Doug taught me the importance of character back story and motivation. Underdog characters drive plot and change story. And even minor characters – Susan Moore was never anything other than a supporting character in a B story – that have these rich back stories and strong motivations can elevate that subplot into something more than the sum of its parts. (OK, “Who Killed Susan Moore” was an A story but she was dead by that point, so it doesn’t count.)
Thank you, Doug. Not just for what you taught me as a writer, but also for the tingle of pleasure I still get when I think about how much General Hospital circa 1979 gave to me.
Trying again!
ReplyDeleteI am so in love with this post!

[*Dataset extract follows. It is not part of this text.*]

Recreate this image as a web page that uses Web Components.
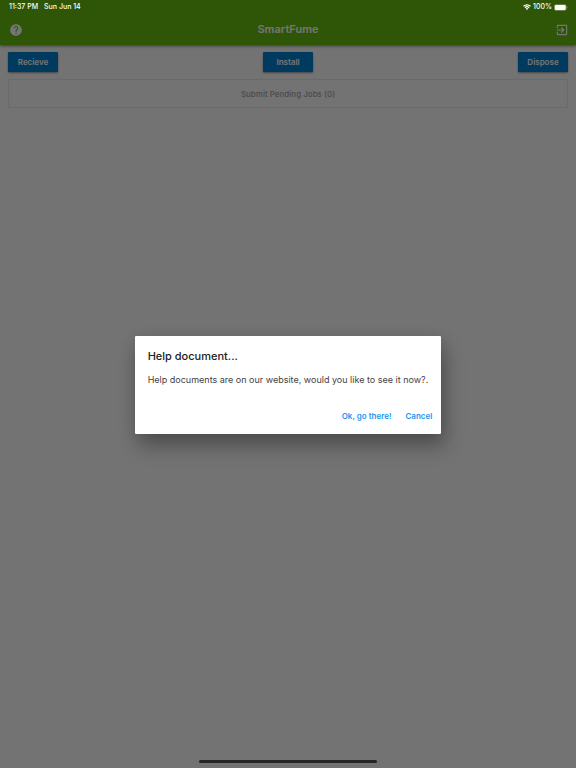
<!DOCTYPE html>
<html lang="en">
<head>
<meta charset="utf-8">
<meta name="viewport" content="width=device-width, initial-scale=1">
<title>SmartFume</title>
<style>
html, body { height: 100%; margin: 0; }
body { font-family: Inter, "Liberation Sans", sans-serif; font-size: 8px; background: #fafafa; }
</style>
</head>
<body>
<smart-app></smart-app>
<script>
function define(name, html) {
  const template = document.createElement('template');
  template.innerHTML = html;
  customElements.define(name, class extends HTMLElement {
    constructor() {
      super();
      this.attachShadow({ mode: 'open' }).append(template.content.cloneNode(true));
    }
  });
}

define('status-bar', `
<style>
:host { display: flex; justify-content: space-between; align-items: center; height: 14px; padding: 0 8px 0 9px; color: #fff; font-size: 7px; font-weight: 500; line-height: 14px; }
div { display: flex; align-items: center; gap: 6px; }
.right { gap: 2px; }
svg { display: block; }
</style>
<div><span>11:37 PM</span><span>Sun Jun 14</span></div>
<div class="right">
<svg width="8" height="6" viewBox="0 0 16 12" fill="none" stroke="#fff" stroke-width="2.4" aria-hidden="true"><path d="M1 4.500a10 10 0 0 1 14 0M3.800 7.400a6 6 0 0 1 8.400 0"/><path d="M8 12 5.400 9.300a3.800 3.800 0 0 1 5.200 0z" fill="#fff" stroke="none"/></svg>
<span>100%</span>
<svg width="14" height="7" viewBox="0 0 28 14" aria-hidden="true"><rect x=".5" y="1" width="24" height="12" rx="3.500" fill="none" stroke="#fff" stroke-opacity=".5"/><rect x="1.500" y="2" width="22" height="10" rx="2.500" fill="#fff"/><path d="M26 5q2 2 0 4z" fill="#fff" fill-opacity=".6"/></svg>
</div>`);

define('app-bar', `
<style>
:host { display: grid; grid-template-columns: 32px 1fr 32px; align-items: center; height: 31px; padding-top: 14px; background: #64bb0f; color: #fff; box-shadow: 0 1px 3px rgba(0,0,0,.5); }
h1 { margin: 0; font-size: 11px; line-height: 15px; font-weight: 600; text-align: center; }
button { box-sizing: border-box; display: flex; justify-content: center; align-items: center; height: 31px; margin: 0; padding: 0; border: 0; background: none; color: inherit; cursor: pointer; }
button:last-of-type { padding-left: 4px; }
</style>
<button aria-label="Help"><svg width="14" height="14" viewBox="0 0 24 24" fill="currentColor"><path d="M12 2C6.480 2 2 6.480 2 12s4.480 10 10 10 10-4.480 10-10S17.520 2 12 2zm1 17h-2v-2h2v2zm2.070-7.750-.9.920C13.450 12.900 13 13.500 13 15h-2v-.5c0-1.100.45-2.100 1.170-2.830l1.240-1.260c.37-.36.59-.86.59-1.410 0-1.100-.9-2-2-2s-2 .9-2 2H8c0-2.210 1.790-4 4-4s4 1.790 4 4c0 .88-.36 1.680-.93 2.250z"/></svg></button>
<h1><slot></slot></h1>
<button aria-label="Sign out"><svg width="14" height="14" viewBox="0 0 24 24" fill="currentColor"><path d="M10.090 15.590 11.500 17l5-5-5-5-1.410 1.410L12.670 11H3v2h9.670l-2.580 2.590zM19 3H5c-1.110 0-2 .9-2 2v4h2V5h14v14H5v-4H3v4c0 1.100.89 2 2 2h14c1.100 0 2-.9 2-2V5c0-1.100-.9-2-2-2z"/></svg></button>`);

define('raised-button', `
<style>
:host { display: block; }
button { box-sizing: border-box; display: block; min-width: 50px; height: 20px; margin: 0; padding: 0 9px; border: 0; border-radius: 1px; background: #0082cf; color: #fff; font: 600 8px/20px Inter, "Liberation Sans", sans-serif; box-shadow: 0 1px 2px rgba(0,0,0,.4); cursor: pointer; white-space: nowrap; }
</style>
<button><slot></slot></button>`);

define('pending-button', `
<style>
:host { display: block; }
button { box-sizing: border-box; width: 100%; height: 29px; display: block; margin: 0; padding: 0; border: 1px solid #e6e6e6; border-radius: 1px; background: none; color: #a3a3a3; font: 500 8px/26px Inter, "Liberation Sans", sans-serif; }
</style>
<button disabled><slot></slot></button>`);

define('text-button', `
<style>
:host { display: block; }
button { display: block; margin: 0; padding: 0; border: 0; background: none; color: #2196f3; font: 600 8px/18px Inter, "Liberation Sans", sans-serif; cursor: pointer; white-space: nowrap; }
</style>
<button><slot></slot></button>`);

define('alert-dialog', `
<style>
:host { display: block; box-sizing: border-box; width: fit-content; max-width: calc(100% - 40px); padding: 13px 9px 9px 13px; background: #fff; border-radius: 1px; box-shadow: 4px 13px 20px rgba(0,0,0,.27), 0 3px 16px rgba(0,0,0,.12); }
h2 { margin: 0 0 9px; font-size: 11px; line-height: 15px; font-weight: 500; color: #212121; }
p { margin: 0 4px 20px 0; font-size: 9px; line-height: 14px; color: #424242; }
.actions { display: flex; justify-content: flex-end; gap: 14px; }
</style>
<section role="dialog" aria-modal="true" aria-labelledby="title">
<h2 id="title"><slot name="title"></slot></h2>
<p><slot></slot></p>
<div class="actions"><slot name="actions"></slot></div>
</section>`);

define('smart-app', `
<style>
:host { display: grid; grid-template: minmax(100vh, auto) / 1fr; }
.page, .scrim { grid-area: 1 / 1; }
main { display: grid; gap: 7px; padding: 7px 8px; }
.actions { display: flex; justify-content: space-between; }
.scrim { z-index: 1; display: grid; grid-template-rows: 1fr auto 1fr; justify-items: center; background: rgba(0,0,0,.54); }
status-bar { width: 100%; box-sizing: border-box; }
alert-dialog { margin-top: 2px; }
.home { align-self: end; width: 31%; height: 3px; margin-bottom: 5px; border-radius: 2px; background: #262626; }
</style>
<div class="page">
<app-bar>SmartFume</app-bar>
<main>
<div class="actions"><raised-button>Recieve</raised-button><raised-button>Install</raised-button><raised-button>Dispose</raised-button></div>
<pending-button>Submit Pending Jobs (0)</pending-button>
</main>
</div>
<div class="scrim">
<status-bar></status-bar>
<alert-dialog><span slot="title">Help document...</span>Help documents are on our website, would you like to see it now?.<text-button slot="actions">Ok, go there!</text-button><text-button slot="actions">Cancel</text-button></alert-dialog>
<div class="home"></div>
</div>`);
</script>
</body>
</html>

I LOVED Marland's work on ATWT. There was a lot of stuffy upper middle class stuff, but his signature achievement was the Snyder family who owned a farm right outside of Oakdale. They were hard-working and with a lot of baggage by the time they were introduced. With all of the Snyders, he seemed to be asking whether the price of ambition was really worth it.
I also loved the Who Killed Susan Moore storyline. That was so well set up for months- maybe even years- and then played out for a good long time. Everyone was reasonably considered a suspect. Arguably, viewers didn't stop feeling the repercussions of the storyline for decades. *That* is good writing.
Marland wasn't perfect- look up Who Killed Carolyn Crawford on ATWT- but that was notable because he was usually so on his game. He, Bill Bell and Agnes Nixon are the holy trinity of soap opera writing saints.